--- Start AVAILABLE DATA ---
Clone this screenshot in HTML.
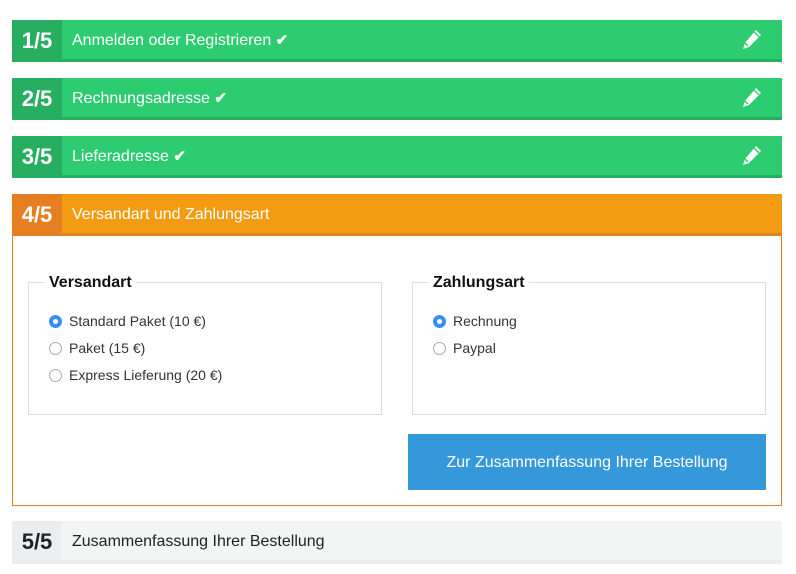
<!DOCTYPE html>
<html><head><meta charset="utf-8"><style>
*{margin:0;padding:0;box-sizing:border-box}
body{width:796px;height:574px;background:#fff;font-family:"Liberation Sans",sans-serif;position:relative;overflow:hidden}
.bar{position:absolute;left:12px;width:770px;height:42px;background:#2ecc71;border-bottom:3px solid #27ae60;color:#fff}
.num{position:absolute;left:0;top:0;width:50px;height:39px;background:#27ae60;font-weight:bold;font-size:22px;line-height:42px;text-align:center}
.t{position:absolute;left:60px;top:0;line-height:42px;font-size:16px}
.ck{font-weight:bold;font-size:15px}
.pen{position:absolute;right:20px;top:9px}
.fs{position:absolute;top:282px;height:133px;border:1px solid #ddd}
.lg{position:absolute;top:-10px;left:16px;background:#fff;padding:0 4px;font-weight:bold;font-size:16px;color:#111;line-height:20px}
.r{position:absolute;left:20px;font-size:14px;color:#333;line-height:18px}
.rb{display:inline-block;width:13px;height:13px;border:1px solid #aaa;border-radius:50%;vertical-align:-2px;margin-right:7px;background:#fff}
.rb.on{border:4px solid #3b8ff0;background:#fff}
</style></head><body>
<div class="bar" style="top:20px"><div class="num">1/5</div><div class="t">Anmelden oder Registrieren <span class="ck">✔</span></div><svg class="pen" width="22" height="22" viewBox="0 0 22 22"><path d="M16 1l5 5-12 12-6 2 2-6z" fill="#fff"/><path d="M14 3l5 5M5 14l3 3" stroke="#2ecc71" stroke-width="1.4"/></svg></div>
<div class="bar" style="top:78px"><div class="num">2/5</div><div class="t">Rechnungsadresse <span class="ck">✔</span></div><svg class="pen" width="22" height="22" viewBox="0 0 22 22"><path d="M16 1l5 5-12 12-6 2 2-6z" fill="#fff"/><path d="M14 3l5 5M5 14l3 3" stroke="#2ecc71" stroke-width="1.4"/></svg></div>
<div class="bar" style="top:136px"><div class="num">3/5</div><div class="t">Lieferadresse <span class="ck">✔</span></div><svg class="pen" width="22" height="22" viewBox="0 0 22 22"><path d="M16 1l5 5-12 12-6 2 2-6z" fill="#fff"/><path d="M14 3l5 5M5 14l3 3" stroke="#2ecc71" stroke-width="1.4"/></svg></div>
<div style="position:absolute;left:12px;top:194px;width:770px;height:312px;border:1px solid #e67e22"></div>
<div class="bar" style="top:194px;background:#f39c12;border-bottom-color:#e67e22"><div class="num" style="background:#e67e22">4/5</div><div class="t">Versandart und Zahlungsart</div></div>
<div class="fs" style="left:28px;width:354px"><div class="lg">Versandart</div>
<div class="r" style="top:29px"><span class="rb on"></span>Standard Paket (10 €)</div>
<div class="r" style="top:56px"><span class="rb"></span>Paket (15 €)</div>
<div class="r" style="top:83px"><span class="rb"></span>Express Lieferung (20 €)</div></div>
<div class="fs" style="left:412px;width:354px"><div class="lg">Zahlungsart</div>
<div class="r" style="top:29px"><span class="rb on"></span>Rechnung</div>
<div class="r" style="top:56px"><span class="rb"></span>Paypal</div></div>
<div style="position:absolute;left:408px;top:434px;width:358px;height:56px;background:#3498db;color:#fff;font-size:16px;line-height:58px;text-align:center">Zur Zusammenfassung Ihrer Bestellung</div>
<div class="bar" style="top:521px;height:43px;background:#f3f4f4;border-bottom:4px solid #ebeeef;color:#222"><div class="num" style="background:#ebeeef;color:#222">5/5</div><div class="t">Zusammenfassung Ihrer Bestellung</div></div>
</body></html>
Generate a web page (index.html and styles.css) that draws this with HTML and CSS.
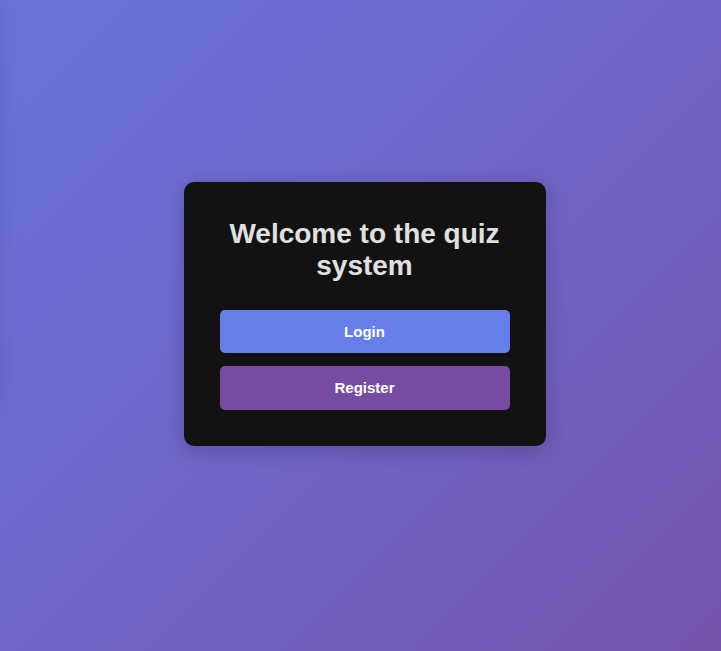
FILE: index.html
```html
<!doctype html>

<html>
  <head>
    <meta http-equiv="Content-Type" content="text/html; charset=utf-8">
    <title>Quiz</title>
    <link rel="stylesheet" href="styles.css">
  </head>
  <body>

    <div class="drawer"></div>

    <div class="card">
      <h1>Welcome to the quiz system</h1>

      <div class="actions">
        <button class="btn login">Login</button>
        <button class="btn register">Register</button>
      </div>
    </div>

  </body>
</html>
```

FILE: styles.css
```css
html, body {
  height: 100%;
}

body {
  background:   linear-gradient(135deg, #6a74dc 0%, #7455ae 100%);
  color:        #e0e0e0;
  font:         16px/1.5 "Liberation Sans", Arial, sans-serif;
  margin:       0;
  padding:      0 0 24px 8px;
  box-sizing:   border-box;
  display:      flex;
  align-items:  center;
  justify-content: center;
  overflow:     hidden;
}

.drawer {
  position: fixed;
  top: 0;
  left: -300px;
  width: 300px;
  height: 410px;
  box-shadow: 0 0 20px rgba(0, 0, 0, 0.1);
}

.card {
  background: #121212;
  border-radius: 10px;
  box-shadow: 0 4px 20px rgba(0, 0, 0, 0.2);
  padding: 36px;
  width: 290px;
}

h1 {
  color: #e0e0e0;
  font-size: 28px;
  font-weight: bold;
  line-height: 32px;
  margin: 0 0 28px;
  text-align: center;
}

.actions {
  display: flex;
  flex-direction: column;
  gap: 13px;
}

.btn {
  border: none;
  border-radius: 5px;
  color: #fff;
  cursor: pointer;
  font: bold 15px/1 "Liberation Sans", Arial, sans-serif;
  height: 43px;
  padding: 0;
}
.login {
  background: #667eea;
}
.register {
  background: #764ba2;
  height: 44px;
}
```
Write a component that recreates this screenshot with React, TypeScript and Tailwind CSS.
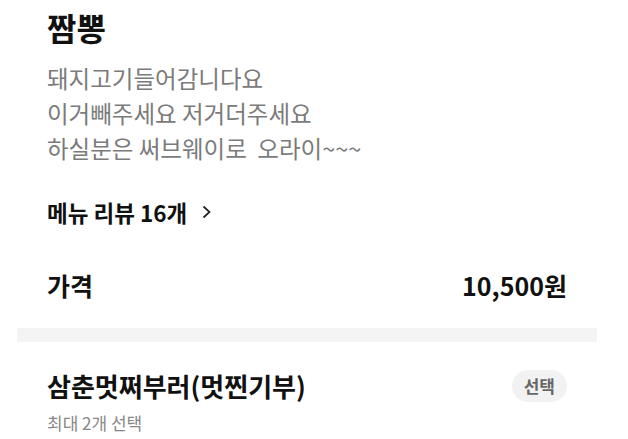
--- End AVAILABLE DATA ---
### STATED EXERCISE
Pictures appear in the records above. Output everything except them, exactly.

### ANSWER TO THE EXERCISE
Clone this screenshot in HTML.
<!DOCTYPE html>
<html><head><meta charset="utf-8"><style>
*{margin:0;padding:0;box-sizing:border-box}
body{width:796px;height:574px;background:#fff;font-family:"Liberation Sans",sans-serif;position:relative;overflow:hidden}
.bar{position:absolute;left:12px;width:770px;height:42px;background:#2ecc71;border-bottom:3px solid #27ae60;color:#fff}
.num{position:absolute;left:0;top:0;width:50px;height:39px;background:#27ae60;font-weight:bold;font-size:22px;line-height:42px;text-align:center}
.t{position:absolute;left:60px;top:0;line-height:42px;font-size:16px}
.ck{font-weight:bold;font-size:15px}
.pen{position:absolute;right:20px;top:9px}
.fs{position:absolute;top:282px;height:133px;border:1px solid #ddd}
.lg{position:absolute;top:-10px;left:16px;background:#fff;padding:0 4px;font-weight:bold;font-size:16px;color:#111;line-height:20px}
.r{position:absolute;left:20px;font-size:14px;color:#333;line-height:18px}
.rb{display:inline-block;width:13px;height:13px;border:1px solid #aaa;border-radius:50%;vertical-align:-2px;margin-right:7px;background:#fff}
.rb.on{border:4px solid #3b8ff0;background:#fff}
</style></head><body>
<div class="bar" style="top:20px"><div class="num">1/5</div><div class="t">Anmelden oder Registrieren <span class="ck">✔</span></div><svg class="pen" width="22" height="22" viewBox="0 0 22 22"><path d="M16 1l5 5-12 12-6 2 2-6z" fill="#fff"/><path d="M14 3l5 5M5 14l3 3" stroke="#2ecc71" stroke-width="1.4"/></svg></div>
<div class="bar" style="top:78px"><div class="num">2/5</div><div class="t">Rechnungsadresse <span class="ck">✔</span></div><svg class="pen" width="22" height="22" viewBox="0 0 22 22"><path d="M16 1l5 5-12 12-6 2 2-6z" fill="#fff"/><path d="M14 3l5 5M5 14l3 3" stroke="#2ecc71" stroke-width="1.4"/></svg></div>
<div class="bar" style="top:136px"><div class="num">3/5</div><div class="t">Lieferadresse <span class="ck">✔</span></div><svg class="pen" width="22" height="22" viewBox="0 0 22 22"><path d="M16 1l5 5-12 12-6 2 2-6z" fill="#fff"/><path d="M14 3l5 5M5 14l3 3" stroke="#2ecc71" stroke-width="1.4"/></svg></div>
<div style="position:absolute;left:12px;top:194px;width:770px;height:312px;border:1px solid #e67e22"></div>
<div class="bar" style="top:194px;background:#f39c12;border-bottom-color:#e67e22"><div class="num" style="background:#e67e22">4/5</div><div class="t">Versandart und Zahlungsart</div></div>
<div class="fs" style="left:28px;width:354px"><div class="lg">Versandart</div>
<div class="r" style="top:29px"><span class="rb on"></span>Standard Paket (10 €)</div>
<div class="r" style="top:56px"><span class="rb"></span>Paket (15 €)</div>
<div class="r" style="top:83px"><span class="rb"></span>Express Lieferung (20 €)</div></div>
<div class="fs" style="left:412px;width:354px"><div class="lg">Zahlungsart</div>
<div class="r" style="top:29px"><span class="rb on"></span>Rechnung</div>
<div class="r" style="top:56px"><span class="rb"></span>Paypal</div></div>
<div style="position:absolute;left:408px;top:434px;width:358px;height:56px;background:#3498db;color:#fff;font-size:16px;line-height:58px;text-align:center">Zur Zusammenfassung Ihrer Bestellung</div>
<div class="bar" style="top:521px;height:43px;background:#f3f4f4;border-bottom:4px solid #ebeeef;color:#222"><div class="num" style="background:#ebeeef;color:#222">5/5</div><div class="t">Zusammenfassung Ihrer Bestellung</div></div>
</body></html>
Generate a web page (index.html and styles.css) that draws this with HTML and CSS.
FILE: index.html
```html
<!doctype html>

<html>
  <head>
    <meta http-equiv="Content-Type" content="text/html; charset=utf-8">
    <title>Quiz</title>
    <link rel="stylesheet" href="styles.css">
  </head>
  <body>

    <div class="drawer"></div>

    <div class="card">
      <h1>Welcome to the quiz system</h1>

      <div class="actions">
        <button class="btn login">Login</button>
        <button class="btn register">Register</button>
      </div>
    </div>

  </body>
</html>
```

FILE: styles.css
```css
html, body {
  height: 100%;
}

body {
  background:   linear-gradient(135deg, #6a74dc 0%, #7455ae 100%);
  color:        #e0e0e0;
  font:         16px/1.5 "Liberation Sans", Arial, sans-serif;
  margin:       0;
  padding:      0 0 24px 8px;
  box-sizing:   border-box;
  display:      flex;
  align-items:  center;
  justify-content: center;
  overflow:     hidden;
}

.drawer {
  position: fixed;
  top: 0;
  left: -300px;
  width: 300px;
  height: 410px;
  box-shadow: 0 0 20px rgba(0, 0, 0, 0.1);
}

.card {
  background: #121212;
  border-radius: 10px;
  box-shadow: 0 4px 20px rgba(0, 0, 0, 0.2);
  padding: 36px;
  width: 290px;
}

h1 {
  color: #e0e0e0;
  font-size: 28px;
  font-weight: bold;
  line-height: 32px;
  margin: 0 0 28px;
  text-align: center;
}

.actions {
  display: flex;
  flex-direction: column;
  gap: 13px;
}

.btn {
  border: none;
  border-radius: 5px;
  color: #fff;
  cursor: pointer;
  font: bold 15px/1 "Liberation Sans", Arial, sans-serif;
  height: 43px;
  padding: 0;
}
.login {
  background: #667eea;
}
.register {
  background: #764ba2;
  height: 44px;
}
```
Write a component that recreates this screenshot with React, TypeScript and Tailwind CSS.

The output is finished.